WORK TO DO | Report how many lines in the records below contain the word "index". Give only the number.

RECORD SET |
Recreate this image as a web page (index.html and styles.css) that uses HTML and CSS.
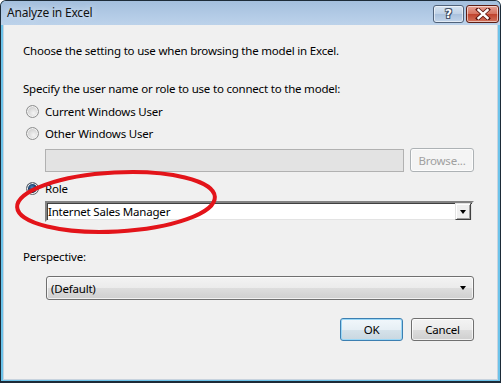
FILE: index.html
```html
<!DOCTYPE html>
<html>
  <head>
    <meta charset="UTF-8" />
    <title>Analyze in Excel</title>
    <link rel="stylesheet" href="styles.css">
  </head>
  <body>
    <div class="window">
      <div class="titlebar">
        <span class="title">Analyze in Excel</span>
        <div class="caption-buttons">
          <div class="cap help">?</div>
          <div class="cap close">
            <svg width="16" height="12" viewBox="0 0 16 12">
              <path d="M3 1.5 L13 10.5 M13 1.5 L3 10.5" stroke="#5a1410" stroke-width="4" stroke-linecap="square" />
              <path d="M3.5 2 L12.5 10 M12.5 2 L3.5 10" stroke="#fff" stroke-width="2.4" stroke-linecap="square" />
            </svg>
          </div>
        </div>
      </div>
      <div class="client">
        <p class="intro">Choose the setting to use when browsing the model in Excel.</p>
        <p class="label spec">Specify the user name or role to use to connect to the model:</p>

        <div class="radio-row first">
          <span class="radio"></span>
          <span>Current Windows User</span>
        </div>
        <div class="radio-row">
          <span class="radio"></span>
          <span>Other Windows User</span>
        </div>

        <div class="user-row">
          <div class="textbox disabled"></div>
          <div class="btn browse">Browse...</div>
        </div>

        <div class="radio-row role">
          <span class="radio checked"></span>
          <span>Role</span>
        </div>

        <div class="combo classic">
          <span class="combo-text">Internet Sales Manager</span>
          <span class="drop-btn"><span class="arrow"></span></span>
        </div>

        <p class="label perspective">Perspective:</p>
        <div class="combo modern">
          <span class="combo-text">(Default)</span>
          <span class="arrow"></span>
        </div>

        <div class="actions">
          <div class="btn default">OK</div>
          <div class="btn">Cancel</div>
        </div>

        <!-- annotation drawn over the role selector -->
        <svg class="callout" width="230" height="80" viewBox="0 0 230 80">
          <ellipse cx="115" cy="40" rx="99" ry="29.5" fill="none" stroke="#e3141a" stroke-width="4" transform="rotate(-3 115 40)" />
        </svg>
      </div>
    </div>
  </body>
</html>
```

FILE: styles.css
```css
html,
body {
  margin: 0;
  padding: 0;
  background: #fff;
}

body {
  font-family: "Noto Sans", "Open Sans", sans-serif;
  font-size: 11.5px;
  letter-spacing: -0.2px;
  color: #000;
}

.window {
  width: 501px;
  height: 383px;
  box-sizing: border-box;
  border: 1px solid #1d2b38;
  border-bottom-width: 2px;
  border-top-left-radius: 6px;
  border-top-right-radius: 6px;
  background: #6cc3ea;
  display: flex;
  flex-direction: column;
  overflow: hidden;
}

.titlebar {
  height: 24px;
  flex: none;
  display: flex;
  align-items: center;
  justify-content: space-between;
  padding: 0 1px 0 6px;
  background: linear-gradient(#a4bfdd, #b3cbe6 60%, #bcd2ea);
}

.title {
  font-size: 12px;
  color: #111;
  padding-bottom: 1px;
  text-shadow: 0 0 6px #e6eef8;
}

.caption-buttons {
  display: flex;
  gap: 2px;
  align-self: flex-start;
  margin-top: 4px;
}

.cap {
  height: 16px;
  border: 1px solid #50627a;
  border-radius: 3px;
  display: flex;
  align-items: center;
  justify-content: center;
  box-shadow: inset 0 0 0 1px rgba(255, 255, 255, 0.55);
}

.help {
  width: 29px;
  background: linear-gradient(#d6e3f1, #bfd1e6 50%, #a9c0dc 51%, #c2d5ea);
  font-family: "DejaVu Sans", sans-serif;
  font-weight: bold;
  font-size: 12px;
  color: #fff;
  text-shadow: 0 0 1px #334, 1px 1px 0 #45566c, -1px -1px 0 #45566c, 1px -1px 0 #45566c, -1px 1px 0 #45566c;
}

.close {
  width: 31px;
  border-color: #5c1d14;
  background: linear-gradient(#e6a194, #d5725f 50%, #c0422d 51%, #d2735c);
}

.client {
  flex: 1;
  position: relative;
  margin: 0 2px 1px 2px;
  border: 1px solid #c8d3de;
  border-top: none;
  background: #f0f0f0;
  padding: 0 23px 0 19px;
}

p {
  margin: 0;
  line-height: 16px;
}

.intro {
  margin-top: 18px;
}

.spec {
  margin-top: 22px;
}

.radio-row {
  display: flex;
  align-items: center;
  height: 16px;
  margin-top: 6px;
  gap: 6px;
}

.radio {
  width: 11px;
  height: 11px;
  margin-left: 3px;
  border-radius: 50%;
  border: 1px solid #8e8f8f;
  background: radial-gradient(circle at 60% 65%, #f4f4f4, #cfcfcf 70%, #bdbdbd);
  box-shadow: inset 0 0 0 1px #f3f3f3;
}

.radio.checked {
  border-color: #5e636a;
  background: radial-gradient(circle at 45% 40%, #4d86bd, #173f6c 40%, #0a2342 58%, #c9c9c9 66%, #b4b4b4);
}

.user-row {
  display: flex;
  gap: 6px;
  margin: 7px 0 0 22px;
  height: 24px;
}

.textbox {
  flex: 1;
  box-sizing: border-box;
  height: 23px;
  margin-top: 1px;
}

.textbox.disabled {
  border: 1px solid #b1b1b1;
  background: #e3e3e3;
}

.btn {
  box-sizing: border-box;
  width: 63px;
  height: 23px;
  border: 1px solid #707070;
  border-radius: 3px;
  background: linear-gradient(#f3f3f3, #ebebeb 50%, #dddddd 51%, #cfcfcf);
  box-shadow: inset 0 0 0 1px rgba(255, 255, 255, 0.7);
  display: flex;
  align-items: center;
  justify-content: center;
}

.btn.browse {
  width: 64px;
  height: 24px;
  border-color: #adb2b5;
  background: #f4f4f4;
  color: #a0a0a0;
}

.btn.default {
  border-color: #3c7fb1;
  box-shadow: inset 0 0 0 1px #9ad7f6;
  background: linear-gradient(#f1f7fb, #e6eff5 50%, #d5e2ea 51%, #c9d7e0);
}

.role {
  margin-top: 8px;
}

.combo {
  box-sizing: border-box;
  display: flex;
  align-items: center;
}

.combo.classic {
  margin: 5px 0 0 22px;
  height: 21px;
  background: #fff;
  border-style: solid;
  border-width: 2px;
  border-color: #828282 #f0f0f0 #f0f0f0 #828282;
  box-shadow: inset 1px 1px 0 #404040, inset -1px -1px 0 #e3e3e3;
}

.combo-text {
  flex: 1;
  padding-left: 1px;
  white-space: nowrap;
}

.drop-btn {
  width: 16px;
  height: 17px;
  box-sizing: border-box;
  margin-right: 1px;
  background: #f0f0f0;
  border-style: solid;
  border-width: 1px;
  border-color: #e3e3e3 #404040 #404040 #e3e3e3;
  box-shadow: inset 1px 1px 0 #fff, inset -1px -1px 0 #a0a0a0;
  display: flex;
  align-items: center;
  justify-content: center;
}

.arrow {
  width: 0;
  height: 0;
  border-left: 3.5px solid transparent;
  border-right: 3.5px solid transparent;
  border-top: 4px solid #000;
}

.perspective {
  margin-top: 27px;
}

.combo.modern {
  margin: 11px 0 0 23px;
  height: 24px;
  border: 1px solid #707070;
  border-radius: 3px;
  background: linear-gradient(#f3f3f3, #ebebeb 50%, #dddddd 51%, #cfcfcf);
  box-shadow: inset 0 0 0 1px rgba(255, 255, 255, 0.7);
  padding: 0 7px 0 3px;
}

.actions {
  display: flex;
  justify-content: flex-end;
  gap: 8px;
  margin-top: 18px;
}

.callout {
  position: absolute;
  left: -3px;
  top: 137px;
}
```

* * *

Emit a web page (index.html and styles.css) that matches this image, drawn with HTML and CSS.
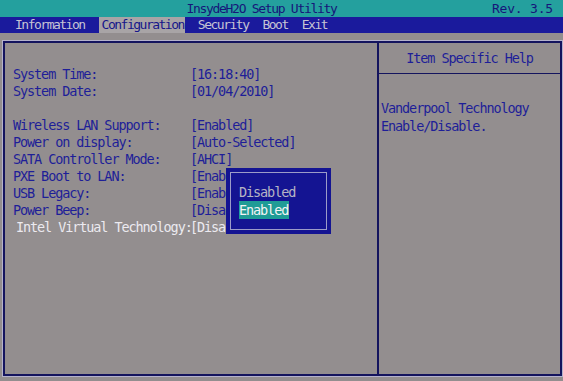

...

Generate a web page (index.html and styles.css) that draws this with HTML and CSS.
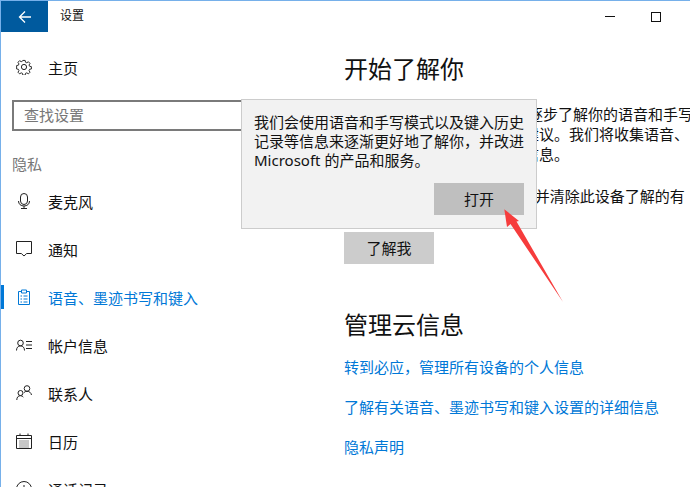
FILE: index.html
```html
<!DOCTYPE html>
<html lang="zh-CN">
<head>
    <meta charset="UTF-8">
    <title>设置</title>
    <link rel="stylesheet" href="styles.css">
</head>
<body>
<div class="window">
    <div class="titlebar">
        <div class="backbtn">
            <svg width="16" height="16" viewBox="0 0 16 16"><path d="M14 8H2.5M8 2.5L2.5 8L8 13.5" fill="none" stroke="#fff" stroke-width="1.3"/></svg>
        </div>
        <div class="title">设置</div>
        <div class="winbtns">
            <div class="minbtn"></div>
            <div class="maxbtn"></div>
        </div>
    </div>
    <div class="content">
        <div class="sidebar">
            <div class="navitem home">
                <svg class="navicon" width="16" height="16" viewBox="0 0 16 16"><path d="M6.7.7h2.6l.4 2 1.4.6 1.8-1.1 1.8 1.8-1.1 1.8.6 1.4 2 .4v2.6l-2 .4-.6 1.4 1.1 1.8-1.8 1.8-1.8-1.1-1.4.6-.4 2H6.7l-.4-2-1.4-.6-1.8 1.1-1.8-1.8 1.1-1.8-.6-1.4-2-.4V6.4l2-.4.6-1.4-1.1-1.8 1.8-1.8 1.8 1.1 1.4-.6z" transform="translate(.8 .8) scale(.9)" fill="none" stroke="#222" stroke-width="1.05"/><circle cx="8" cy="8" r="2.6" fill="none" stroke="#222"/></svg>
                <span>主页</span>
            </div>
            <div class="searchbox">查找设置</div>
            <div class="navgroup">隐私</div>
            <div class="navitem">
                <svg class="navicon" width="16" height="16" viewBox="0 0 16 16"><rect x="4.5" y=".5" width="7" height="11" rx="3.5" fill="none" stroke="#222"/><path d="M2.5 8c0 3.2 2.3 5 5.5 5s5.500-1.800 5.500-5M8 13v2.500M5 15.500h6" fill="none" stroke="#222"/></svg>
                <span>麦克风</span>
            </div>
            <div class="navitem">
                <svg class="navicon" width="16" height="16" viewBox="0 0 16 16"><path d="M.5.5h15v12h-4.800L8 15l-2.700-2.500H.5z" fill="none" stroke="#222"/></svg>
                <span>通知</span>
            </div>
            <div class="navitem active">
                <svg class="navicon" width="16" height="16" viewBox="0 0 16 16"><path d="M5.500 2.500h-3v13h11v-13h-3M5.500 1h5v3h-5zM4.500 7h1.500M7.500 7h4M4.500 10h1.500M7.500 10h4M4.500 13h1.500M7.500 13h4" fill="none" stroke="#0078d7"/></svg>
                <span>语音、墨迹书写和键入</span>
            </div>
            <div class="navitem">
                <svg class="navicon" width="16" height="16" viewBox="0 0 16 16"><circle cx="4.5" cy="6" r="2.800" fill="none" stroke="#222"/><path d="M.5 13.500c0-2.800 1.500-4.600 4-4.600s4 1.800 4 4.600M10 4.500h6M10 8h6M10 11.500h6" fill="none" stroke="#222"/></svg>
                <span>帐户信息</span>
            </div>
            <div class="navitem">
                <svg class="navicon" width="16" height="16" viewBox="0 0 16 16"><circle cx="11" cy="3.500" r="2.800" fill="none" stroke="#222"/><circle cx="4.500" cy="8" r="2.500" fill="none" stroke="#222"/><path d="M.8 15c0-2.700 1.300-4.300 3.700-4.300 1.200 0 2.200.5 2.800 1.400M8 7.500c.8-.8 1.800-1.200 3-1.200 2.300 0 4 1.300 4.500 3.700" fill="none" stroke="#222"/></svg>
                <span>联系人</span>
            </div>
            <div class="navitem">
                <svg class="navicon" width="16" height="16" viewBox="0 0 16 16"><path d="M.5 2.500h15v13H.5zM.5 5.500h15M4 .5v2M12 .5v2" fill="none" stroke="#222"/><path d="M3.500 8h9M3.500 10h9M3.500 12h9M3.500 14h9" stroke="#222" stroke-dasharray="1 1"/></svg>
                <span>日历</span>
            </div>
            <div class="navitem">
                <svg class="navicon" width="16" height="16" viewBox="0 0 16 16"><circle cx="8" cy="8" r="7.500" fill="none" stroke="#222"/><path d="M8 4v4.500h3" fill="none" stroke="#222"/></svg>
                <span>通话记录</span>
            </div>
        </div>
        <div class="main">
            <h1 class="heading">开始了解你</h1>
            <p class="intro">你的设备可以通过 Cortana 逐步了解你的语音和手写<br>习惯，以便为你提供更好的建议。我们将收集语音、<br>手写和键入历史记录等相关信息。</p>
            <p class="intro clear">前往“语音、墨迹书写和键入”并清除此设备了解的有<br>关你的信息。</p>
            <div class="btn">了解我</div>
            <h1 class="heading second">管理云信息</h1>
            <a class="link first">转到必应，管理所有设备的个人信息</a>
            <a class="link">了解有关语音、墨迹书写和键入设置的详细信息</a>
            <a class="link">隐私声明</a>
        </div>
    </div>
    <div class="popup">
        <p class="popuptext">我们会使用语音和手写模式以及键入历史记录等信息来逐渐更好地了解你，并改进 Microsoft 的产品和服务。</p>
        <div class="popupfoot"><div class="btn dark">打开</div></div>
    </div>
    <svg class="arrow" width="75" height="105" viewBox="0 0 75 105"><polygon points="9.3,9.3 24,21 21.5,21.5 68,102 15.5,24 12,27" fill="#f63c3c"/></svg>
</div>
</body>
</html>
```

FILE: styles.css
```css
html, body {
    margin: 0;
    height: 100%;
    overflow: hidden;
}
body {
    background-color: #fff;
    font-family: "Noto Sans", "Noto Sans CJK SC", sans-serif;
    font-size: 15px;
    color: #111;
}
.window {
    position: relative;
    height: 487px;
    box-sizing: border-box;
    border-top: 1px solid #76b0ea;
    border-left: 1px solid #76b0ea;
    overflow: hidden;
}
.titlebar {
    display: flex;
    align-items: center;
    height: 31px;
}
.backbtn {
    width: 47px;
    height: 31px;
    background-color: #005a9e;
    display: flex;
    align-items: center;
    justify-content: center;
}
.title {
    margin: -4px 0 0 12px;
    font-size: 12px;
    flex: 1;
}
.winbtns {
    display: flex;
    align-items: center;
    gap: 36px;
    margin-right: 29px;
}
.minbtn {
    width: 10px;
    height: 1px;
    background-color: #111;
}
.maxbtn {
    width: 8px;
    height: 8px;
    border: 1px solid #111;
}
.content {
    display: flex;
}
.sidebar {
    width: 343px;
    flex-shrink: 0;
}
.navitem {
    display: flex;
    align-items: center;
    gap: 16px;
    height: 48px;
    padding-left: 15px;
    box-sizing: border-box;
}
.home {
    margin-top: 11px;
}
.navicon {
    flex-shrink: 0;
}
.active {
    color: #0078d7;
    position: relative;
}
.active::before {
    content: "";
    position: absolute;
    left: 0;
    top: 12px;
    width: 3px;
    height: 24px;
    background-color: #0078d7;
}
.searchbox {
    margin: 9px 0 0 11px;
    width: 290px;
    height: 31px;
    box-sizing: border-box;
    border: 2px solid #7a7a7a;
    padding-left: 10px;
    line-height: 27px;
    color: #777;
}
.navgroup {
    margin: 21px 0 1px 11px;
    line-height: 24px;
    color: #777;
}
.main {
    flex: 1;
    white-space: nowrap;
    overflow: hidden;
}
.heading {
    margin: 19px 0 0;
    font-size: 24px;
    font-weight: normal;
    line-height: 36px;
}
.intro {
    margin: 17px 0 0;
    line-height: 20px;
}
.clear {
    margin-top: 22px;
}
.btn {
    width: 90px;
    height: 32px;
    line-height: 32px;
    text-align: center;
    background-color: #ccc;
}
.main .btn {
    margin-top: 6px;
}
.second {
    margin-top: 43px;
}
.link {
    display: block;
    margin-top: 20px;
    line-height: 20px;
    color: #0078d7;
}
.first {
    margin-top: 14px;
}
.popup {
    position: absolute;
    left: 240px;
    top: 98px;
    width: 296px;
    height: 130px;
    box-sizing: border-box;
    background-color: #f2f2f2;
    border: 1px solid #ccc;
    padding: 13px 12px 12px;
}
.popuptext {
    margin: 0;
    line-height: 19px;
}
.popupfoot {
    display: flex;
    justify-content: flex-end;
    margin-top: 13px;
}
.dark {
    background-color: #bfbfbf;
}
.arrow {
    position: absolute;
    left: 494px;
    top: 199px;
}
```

TASK ANSWER | 5